Luca Lovato, 30, was living in his car, struggling with his mental health until he found a path back to school at the University of Northern Colorado.

GREELEY, Colo. — On the University of Northern Colorado's (UNC) campus, change is everywhere – from the changing leaves to the students on campus, who are looking to overcome challenges and find bright futures.  

"It was either now or never," said Luca Lovato, a new student at UNC. 

He just started his first fall semester, but the road to get here was a challenging one.

After serving six years in the Air Force, he went chasing after his dreams even when it put him in a difficult position. 

"It's a bit of an interesting story," he said. "I think there actually was a half a week where I didn't eat at all."

Lovato said for the first time in his life, he knew what it felt like to be starving and homeless. 

"Living out of my car, trying to make that dream come true," he said.

Credit: KUSA - Bryan Wendland
Luca Lovato

Lovato was trying to build up his photography business. 

"But, then I just wasn't getting any gigs," he said. "I don't think I even made money, I was upside down the entire time." 

It was a challenge he didn't know how to overcome. 

"I didn't make it," said Lovato. "I went chasing after a dream and it didn't work out."

His mental health started waning and he became suicidal.

"You start to lose your ambition," he said. "You start to wonder where you are, why you're doing this."

He was at his lowest point until a friend offered him a warm place to stay and reminded him he had options. 

"No feat of greatness was ever accomplished alone," he said. "Asking for help is not a sign of weakness. Asking for help is helping to establish a foundation to build upon."

Soon after, he found out he could take advantage of his military education benefits.


Luca got accepted into the Aims-2-UNC program, which helps students transition from community college to UNC. 

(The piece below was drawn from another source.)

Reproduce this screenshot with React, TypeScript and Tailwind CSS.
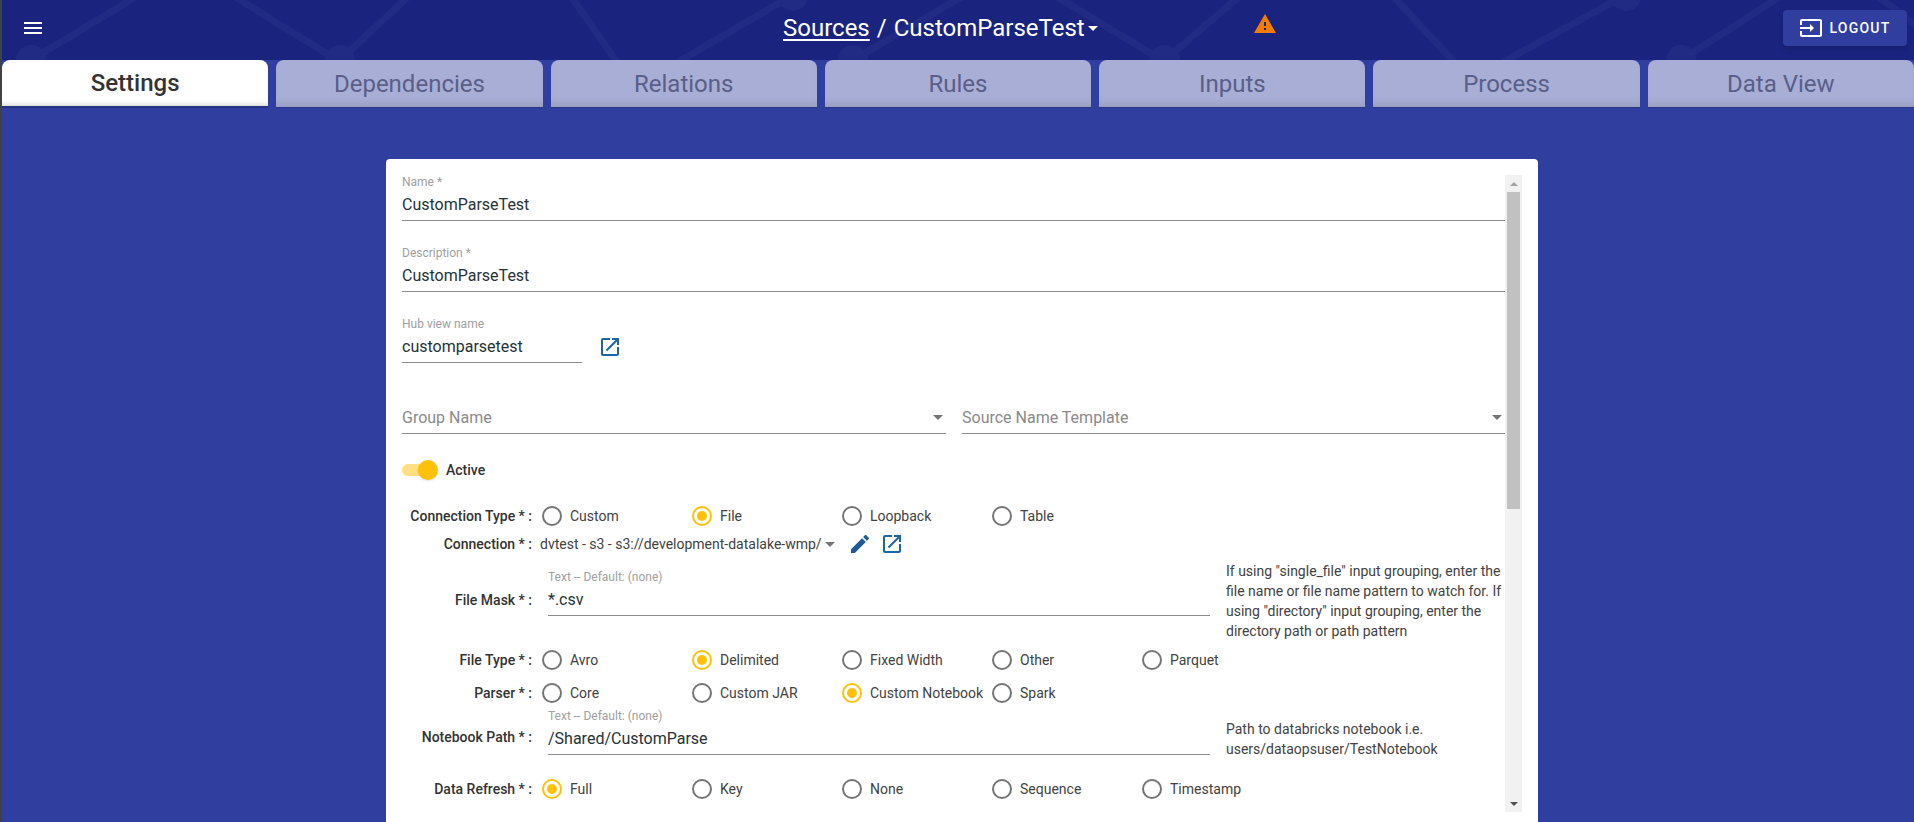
import type { ReactNode } from 'react'

const TABS = ['Settings', 'Dependencies', 'Relations', 'Rules', 'Inputs', 'Process', 'Data View']

function Icon({ d, className }: { d: string; className: string }) {
  return (
    <svg viewBox="0 0 24 24" className={className} fill="currentColor" aria-hidden>
      <path d={d} />
    </svg>
  )
}

const MENU = 'M3 18h18v-2H3v2zm0-5h18v-2H3v2zm0-7v2h18V6H3z'
const OPEN_NEW =
  'M19 19H5V5h7V3H5c-1.11 0-2 .9-2 2v14c0 1.1.89 2 2 2h14c1.1 0 2-.9 2-2v-7h-2v7zM14 3v2h3.59l-9.83 9.83 1.41 1.41L19 6.41V10h2V3h-7z'
const EDIT =
  'M3 17.25V21h3.75L17.81 9.94l-3.75-3.75L3 17.25zM20.71 7.04c.39-.39.39-1.02 0-1.41l-2.34-2.34c-.39-.39-1.02-.39-1.41 0l-1.83 1.83 3.75 3.75 1.83-1.83z'
const WARNING = 'M1 21h22L12 2 1 21zm12-3h-2v-2h2v2zm0-4h-2v-4h2v4z'
const LOGOUT =
  'M21 3.01H3c-1.1 0-2 .9-2 2V9h2V4.99h18v14.03H3V15H1v4.01c0 1.1.9 1.98 2 1.98h18c1.1 0 2-.88 2-1.98v-14c0-1.11-.9-2-2-2zM11 16l4-4-4-4v3H1v2h10v3z'

// faint network drawing behind the app bar
function HeaderPattern() {
  const lines = [
    [29, 60, 137, -5],
    [230, -5, 338, 62],
    [338, 60, 408, -5],
    [568, -5, 615, 62],
    [676, 62, 791, -5],
    [851, 60, 963, -5],
    [1052, -5, 1163, 62],
    [1163, 60, 1239, -5],
    [1390, -5, 1452, 62],
    [1501, 62, 1624, -5],
    [1679, 60, 1781, -5],
    [1874, -5, 1920, 30],
  ]
  const nodes = [
    [29, 60],
    [338, 60],
    [791, -4],
    [851, 60],
    [1163, 60],
    [1624, -4],
    [1679, 60],
  ]
  return (
    <svg className="absolute inset-0 h-full w-full" viewBox="0 0 1912 60" preserveAspectRatio="none" aria-hidden>
      {lines.map((l, i) => (
        <line key={i} x1={l[0]} y1={l[1]} x2={l[2]} y2={l[3]} stroke="#222b84" strokeWidth={7} />
      ))}
      {nodes.map((n, i) => (
        <circle key={i} cx={n[0]} cy={n[1]} r={15} fill="#222b84" />
      ))}
    </svg>
  )
}

function Header() {
  return (
    <header className="relative flex h-[60px] shrink-0 items-center overflow-hidden bg-[#1a237e] text-white">
      <HeaderPattern />
      <div className="relative ml-[19px] flex w-[762px] shrink-0 -translate-y-[2px]">
        <Icon d={MENU} className="h-6 w-6" />
      </div>
      <div className="relative flex -translate-y-[2px] items-center text-[24px] leading-[28px]">
        <span className="underline decoration-2 underline-offset-[3px]">Sources</span>
        <span className="mx-[7px]">/</span>
        <span>CustomParseTest</span>
        <span className="ml-[3px] h-0 w-0 border-x-[5px] border-t-[5px] border-x-transparent border-t-white" />
      </div>
      <Icon d={WARNING} className="relative ml-[155px] h-6 w-6 -translate-y-[6px] text-[#f57c00]" />
      <button
        type="button"
        className="relative ml-auto mr-[7px] flex h-9 w-[124px] -translate-y-[2px] items-center justify-center gap-[6px] rounded bg-[#303f9f] text-[14px] font-medium tracking-[1.25px] shadow-md"
      >
        <Icon d={LOGOUT} className="h-6 w-6" />
        LOGOUT
      </button>
    </header>
  )
}

function Tabs() {
  return (
    <nav className="flex h-12 shrink-0 gap-2">
      {TABS.map((t, i) => (
        <div
          key={t}
          className={
            i === 0
              ? 'flex h-[46px] flex-1 items-center justify-center rounded-t-lg bg-white text-[24px] font-medium text-[#333333] shadow-[inset_0_-6px_6px_-6px_rgba(0,0,0,0.25),0_2px_0_#263282]'
              : 'flex h-12 flex-1 items-center justify-center rounded-t-lg border-b border-[#2a3585] bg-[#a9aed6] text-[24px] text-[#5a5e88] shadow-[inset_0_-8px_8px_-6px_rgba(0,0,0,0.14)]'
          }
        >
          {t}
        </div>
      ))}
    </nav>
  )
}

function Field({
  label,
  value,
  placeholder,
  arrow,
  className,
}: {
  label?: string
  value?: string
  placeholder?: string
  arrow?: boolean
  className: string
}) {
  return (
    <div className={`relative h-[46px] border-b border-[#8c8c8c] ${className}`}>
      <div className="h-[18px] text-[12px] leading-[14px] text-[#a0a0a0]">{label}</div>
      <div className={`text-[16px] leading-6 ${value ? 'text-[#263238]' : 'text-[#8a8a8a]'}`}>{value ?? placeholder}</div>
      {arrow && (
        <span className="absolute right-[3px] top-[27px] h-0 w-0 border-x-[5px] border-t-[5px] border-x-transparent border-t-[#757575]" />
      )}
    </div>
  )
}

function Radio({ label, checked }: { label: string; checked?: boolean }) {
  return (
    <div className="flex w-[150px] items-center">
      <span
        className={`ml-[2px] flex h-5 w-5 shrink-0 items-center justify-center rounded-full border-2 ${
          checked ? 'border-[#ffc107]' : 'border-[#757575]'
        }`}
      >
        {checked && <span className="h-[10px] w-[10px] rounded-full bg-[#ffc107]" />}
      </span>
      <span className="ml-2 whitespace-nowrap text-[14px] text-[#424242]">{label}</span>
    </div>
  )
}

function RowLabel({ children }: { children: ReactNode }) {
  return <div className="mr-2 w-[130px] shrink-0 text-right text-[14px] font-medium text-[#333333]">{children}</div>
}

function RadioRow({
  label,
  options,
  selected,
  className,
}: {
  label: string
  options: string[]
  selected: string
  className?: string
}) {
  return (
    <div className={`flex h-7 items-center ${className ?? ''}`}>
      <RowLabel>{label}</RowLabel>
      {options.map((o) => (
        <Radio key={o} label={o} checked={o === selected} />
      ))}
    </div>
  )
}

function TextRow({
  label,
  value,
  help,
  labelClass,
  className,
}: {
  label: string
  value: string
  help: string[]
  labelClass: string
  className: string
}) {
  return (
    <div className={`flex ${className}`}>
      <RowLabel>
        <div className={labelClass}>{label}</div>
      </RowLabel>
      <div className="ml-2 h-[47px] w-[662px] shrink-0 border-b border-[#8c8c8c] pt-px">
        <div className="h-[18px] text-[12px] leading-[14px] text-[#a0a0a0]">Text -- Default: (none)</div>
        <div className="text-[16px] leading-6 text-[#263238]">{value}</div>
      </div>
      <div className="ml-4 -mt-[8px] text-[14px] leading-5 text-[#424242]">
        {help.map((h) => (
          <div key={h} className="whitespace-nowrap">
            {h}
          </div>
        ))}
      </div>
    </div>
  )
}

function Scrollbar() {
  return (
    <div className="relative flex h-[637px] w-[17px] shrink-0 flex-col bg-[#f1f1f1]">
      <div className="flex h-[17px] items-center justify-center">
        <span className="h-0 w-0 border-x-[4px] border-b-[4px] border-x-transparent border-b-[#a3a3a3]" />
      </div>
      <div className="mx-[2px] h-[317px] bg-[#c1c1c1]" />
      <div className="mt-auto flex h-[17px] items-center justify-center">
        <span className="h-0 w-0 border-x-[4px] border-t-[4px] border-x-transparent border-t-[#505050]" />
      </div>
    </div>
  )
}

function Form() {
  return (
    <div className="w-[1103px] shrink-0">
      <Field label="Name *" value="CustomParseTest" className="w-full" />
      <Field label="Description *" value="CustomParseTest" className="mt-[25px] w-full" />
      <div className="mt-[25px] flex">
        <Field label="Hub view name" value="customparsetest" className="w-[180px]" />
        <Icon d={OPEN_NEW} className="ml-[16px] mt-[18px] h-6 w-6 text-[#1e64a8]" />
      </div>
      <div className="mt-[25px] flex gap-4">
        <Field placeholder="Group Name" arrow className="w-[544px]" />
        <Field placeholder="Source Name Template" arrow className="w-[543px]" />
      </div>
      <div className="mt-6 flex h-6 items-center">
        <div className="relative h-3 w-8 rounded-full bg-[#ffdf80]">
          <span className="absolute -top-1 left-[16px] h-5 w-5 rounded-full bg-[#ffc107] shadow-sm" />
        </div>
        <span className="ml-3 text-[14px] font-medium text-[#333333]">Active</span>
      </div>
      <RadioRow
        label="Connection Type * :"
        options={['Custom', 'File', 'Loopback', 'Table']}
        selected="File"
        className="mt-5"
      />
      <div className="flex h-7 items-center">
        <RowLabel>Connection * :</RowLabel>
        <span className="text-[14px] text-[#424242]">dvtest - s3 - s3://development-datalake-wmp/</span>
        <span className="ml-[3px] h-0 w-0 border-x-[5px] border-t-[5px] border-x-transparent border-t-[#757575]" />
        <Icon d={EDIT} className="ml-[13px] h-6 w-6 text-[#1e5a96]" />
        <Icon d={OPEN_NEW} className="ml-2 h-6 w-6 text-[#1e64a8]" />
      </div>
      <TextRow
        label="File Mask * :"
        value="*.csv"
        help={[
          'If using "single_file" input grouping, enter the',
          'file name or file name pattern to watch for. If',
          'using "directory" input grouping, enter the',
          'directory path or path pattern',
        ]}
        labelClass="pt-[21px]"
        className="mt-[11px] h-[69px]"
      />
      <RadioRow
        label="File Type * :"
        options={['Avro', 'Delimited', 'Fixed Width', 'Other', 'Parquet']}
        selected="Delimited"
        className="mt-[8px]"
      />
      <RadioRow
        label="Parser * :"
        options={['Core', 'Custom JAR', 'Custom Notebook', 'Spark']}
        selected="Custom Notebook"
        className="mt-[5px]"
      />
      <TextRow
        label="Notebook Path * :"
        value="/Shared/CustomParse"
        help={['Path to databricks notebook i.e.', 'users/dataopsuser/TestNotebook']}
        labelClass="pt-[19px]"
        className="mt-[1px] h-[67px] [&>div:last-child]:pt-[19px]"
      />
      <RadioRow
        label="Data Refresh * :"
        options={['Full', 'Key', 'None', 'Sequence', 'Timestamp']}
        selected="Full"
      />
    </div>
  )
}

export default function App() {
  return (
    <div className="flex h-[822px] w-[1914px] overflow-hidden border-l-2 border-[#424242] bg-[#303f9f] font-['Roboto',sans-serif]">
      <div className="flex min-w-0 flex-1 flex-col">
        <Header />
        <Tabs />
        <main className="mt-[51px] min-h-0 flex-1 overflow-hidden">
          <div className="ml-[384px] flex h-[700px] w-[1152px] rounded bg-white pl-4 pt-4">
            <Form />
            <Scrollbar />
          </div>
        </main>
      </div>
    </div>
  )
}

He's already earned his associate's degree in business and now is going for his bachelor's. 

"I proved a lot of people wrong and I proved myself wrong," he said. 

Any hurdle that comes at him now is a reminder, he can overcome anything.

"I aspire to be in a position to where I can help other people," said Lovato. "I discovered that I can do so much." 

Now, he wants to pay it forward to help the next person who needs a little hope. 

"It's not that the situation gets better. It's that you get better," he said. "You get stronger."

Besides the classes he's enrolled in now, Lovato said he's excited to start an internship at the Colorado VA as a licensed peer specialist.

He's hoping he can help other veterans out there who may be struggling.